— START OF DATA SHOWN —

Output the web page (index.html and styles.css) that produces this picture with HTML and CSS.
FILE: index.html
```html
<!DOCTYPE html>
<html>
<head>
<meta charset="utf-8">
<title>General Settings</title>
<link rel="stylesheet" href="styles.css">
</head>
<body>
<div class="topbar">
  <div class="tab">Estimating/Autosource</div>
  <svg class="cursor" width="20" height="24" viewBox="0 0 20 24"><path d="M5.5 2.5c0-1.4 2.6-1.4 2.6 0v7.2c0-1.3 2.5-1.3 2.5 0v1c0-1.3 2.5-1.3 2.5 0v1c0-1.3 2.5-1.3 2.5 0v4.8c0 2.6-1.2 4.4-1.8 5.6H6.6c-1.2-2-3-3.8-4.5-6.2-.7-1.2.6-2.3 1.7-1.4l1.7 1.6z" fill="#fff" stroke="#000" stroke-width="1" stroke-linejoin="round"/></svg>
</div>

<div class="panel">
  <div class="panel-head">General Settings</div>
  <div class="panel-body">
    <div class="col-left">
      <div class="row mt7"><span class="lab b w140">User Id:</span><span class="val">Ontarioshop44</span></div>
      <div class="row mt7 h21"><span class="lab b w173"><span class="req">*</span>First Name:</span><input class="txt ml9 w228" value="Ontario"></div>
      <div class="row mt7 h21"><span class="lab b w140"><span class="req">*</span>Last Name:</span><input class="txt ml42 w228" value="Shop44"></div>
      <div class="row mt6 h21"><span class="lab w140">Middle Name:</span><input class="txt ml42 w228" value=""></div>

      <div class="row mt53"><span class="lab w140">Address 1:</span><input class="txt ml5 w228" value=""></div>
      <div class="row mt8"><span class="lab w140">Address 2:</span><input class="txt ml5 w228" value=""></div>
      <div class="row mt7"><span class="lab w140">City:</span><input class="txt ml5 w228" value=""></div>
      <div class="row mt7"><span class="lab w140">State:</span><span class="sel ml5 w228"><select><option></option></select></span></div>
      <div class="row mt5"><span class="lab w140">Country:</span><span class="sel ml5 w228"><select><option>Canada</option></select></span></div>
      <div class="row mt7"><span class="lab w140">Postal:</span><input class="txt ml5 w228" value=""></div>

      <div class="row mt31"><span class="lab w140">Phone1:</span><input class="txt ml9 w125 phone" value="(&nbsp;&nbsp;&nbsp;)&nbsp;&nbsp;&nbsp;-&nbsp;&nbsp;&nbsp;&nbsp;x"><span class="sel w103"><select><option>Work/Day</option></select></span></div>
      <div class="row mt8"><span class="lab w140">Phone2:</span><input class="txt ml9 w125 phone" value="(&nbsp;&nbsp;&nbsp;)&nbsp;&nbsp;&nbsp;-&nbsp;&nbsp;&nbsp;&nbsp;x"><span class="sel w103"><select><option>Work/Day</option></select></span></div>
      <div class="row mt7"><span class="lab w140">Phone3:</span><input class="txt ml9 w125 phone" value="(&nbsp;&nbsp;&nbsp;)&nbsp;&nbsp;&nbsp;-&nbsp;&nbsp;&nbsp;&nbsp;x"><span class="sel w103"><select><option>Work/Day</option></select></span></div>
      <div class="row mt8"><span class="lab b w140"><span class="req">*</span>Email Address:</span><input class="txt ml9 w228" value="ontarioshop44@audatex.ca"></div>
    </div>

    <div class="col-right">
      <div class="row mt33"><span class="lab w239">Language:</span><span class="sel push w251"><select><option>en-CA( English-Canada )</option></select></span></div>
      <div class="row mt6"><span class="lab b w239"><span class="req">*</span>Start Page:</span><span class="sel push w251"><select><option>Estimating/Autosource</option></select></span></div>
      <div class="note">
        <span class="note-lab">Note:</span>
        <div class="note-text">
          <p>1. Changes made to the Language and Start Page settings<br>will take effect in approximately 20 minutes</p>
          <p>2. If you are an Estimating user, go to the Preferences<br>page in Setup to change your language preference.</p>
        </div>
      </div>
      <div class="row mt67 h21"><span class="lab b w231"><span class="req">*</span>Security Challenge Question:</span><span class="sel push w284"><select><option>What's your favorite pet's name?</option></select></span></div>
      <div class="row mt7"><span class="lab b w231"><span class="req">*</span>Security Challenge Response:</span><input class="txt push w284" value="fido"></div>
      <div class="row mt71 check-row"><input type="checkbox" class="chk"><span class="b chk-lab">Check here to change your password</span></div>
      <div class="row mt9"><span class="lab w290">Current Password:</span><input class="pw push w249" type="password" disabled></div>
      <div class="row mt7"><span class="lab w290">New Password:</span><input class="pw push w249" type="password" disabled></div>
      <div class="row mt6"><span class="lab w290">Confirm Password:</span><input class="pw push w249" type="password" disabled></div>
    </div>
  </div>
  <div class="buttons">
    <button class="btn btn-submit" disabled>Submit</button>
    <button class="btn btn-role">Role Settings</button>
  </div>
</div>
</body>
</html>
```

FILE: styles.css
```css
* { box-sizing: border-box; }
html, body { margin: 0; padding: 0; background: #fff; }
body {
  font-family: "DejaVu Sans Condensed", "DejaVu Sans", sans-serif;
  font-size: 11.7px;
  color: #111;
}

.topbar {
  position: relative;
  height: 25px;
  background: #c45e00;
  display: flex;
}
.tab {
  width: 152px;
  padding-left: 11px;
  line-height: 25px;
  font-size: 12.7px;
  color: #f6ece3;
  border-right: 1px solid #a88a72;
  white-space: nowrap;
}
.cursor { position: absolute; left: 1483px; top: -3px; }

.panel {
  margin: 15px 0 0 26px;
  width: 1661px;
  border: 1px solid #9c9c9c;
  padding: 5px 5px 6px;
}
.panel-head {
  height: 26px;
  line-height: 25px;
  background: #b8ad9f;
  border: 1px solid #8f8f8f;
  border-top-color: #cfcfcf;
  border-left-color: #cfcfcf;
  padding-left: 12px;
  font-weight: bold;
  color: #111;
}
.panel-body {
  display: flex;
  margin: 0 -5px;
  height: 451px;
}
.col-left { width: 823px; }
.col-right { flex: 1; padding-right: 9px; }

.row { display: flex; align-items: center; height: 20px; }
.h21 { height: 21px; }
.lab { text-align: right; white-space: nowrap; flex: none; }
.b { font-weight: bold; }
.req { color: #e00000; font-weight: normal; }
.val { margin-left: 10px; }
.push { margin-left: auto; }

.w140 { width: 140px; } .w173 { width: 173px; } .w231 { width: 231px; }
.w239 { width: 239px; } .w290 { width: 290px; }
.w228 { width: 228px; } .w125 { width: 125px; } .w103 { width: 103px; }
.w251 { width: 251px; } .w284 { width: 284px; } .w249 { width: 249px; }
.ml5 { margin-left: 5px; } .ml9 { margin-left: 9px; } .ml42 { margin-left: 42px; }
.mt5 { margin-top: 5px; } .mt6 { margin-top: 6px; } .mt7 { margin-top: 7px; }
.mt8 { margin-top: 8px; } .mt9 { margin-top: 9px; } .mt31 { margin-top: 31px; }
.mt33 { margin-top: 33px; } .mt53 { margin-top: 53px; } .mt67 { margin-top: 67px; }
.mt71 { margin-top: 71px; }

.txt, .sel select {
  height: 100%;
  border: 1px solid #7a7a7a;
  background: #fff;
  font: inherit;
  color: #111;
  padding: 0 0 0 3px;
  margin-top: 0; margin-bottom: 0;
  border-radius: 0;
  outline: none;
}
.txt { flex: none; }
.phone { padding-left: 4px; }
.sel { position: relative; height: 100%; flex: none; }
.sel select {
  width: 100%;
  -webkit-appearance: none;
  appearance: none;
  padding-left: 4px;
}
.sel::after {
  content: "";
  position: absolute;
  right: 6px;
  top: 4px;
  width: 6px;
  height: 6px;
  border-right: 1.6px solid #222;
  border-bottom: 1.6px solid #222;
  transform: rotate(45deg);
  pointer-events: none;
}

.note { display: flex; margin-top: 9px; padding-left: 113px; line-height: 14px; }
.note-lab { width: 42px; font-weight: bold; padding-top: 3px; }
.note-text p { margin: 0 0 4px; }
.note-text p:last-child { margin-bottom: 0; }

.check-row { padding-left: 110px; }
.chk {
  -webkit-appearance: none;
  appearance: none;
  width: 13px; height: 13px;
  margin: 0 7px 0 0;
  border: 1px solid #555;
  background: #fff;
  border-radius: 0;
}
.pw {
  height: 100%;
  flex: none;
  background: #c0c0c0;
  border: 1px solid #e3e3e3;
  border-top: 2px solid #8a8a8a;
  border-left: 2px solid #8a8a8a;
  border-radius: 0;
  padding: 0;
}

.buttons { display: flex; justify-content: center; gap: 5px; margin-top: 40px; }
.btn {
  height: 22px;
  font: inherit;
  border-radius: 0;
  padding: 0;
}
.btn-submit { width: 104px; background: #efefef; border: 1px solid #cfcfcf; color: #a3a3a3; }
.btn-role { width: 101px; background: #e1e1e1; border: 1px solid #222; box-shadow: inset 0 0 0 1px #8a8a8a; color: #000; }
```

— END OF DATA SHOWN —

Copy each line of the listing in which the word "index" can be found.

◆ RESULT BELOW ◆
Output the web page (index.html and styles.css) that produces this picture with HTML and CSS.
FILE: index.html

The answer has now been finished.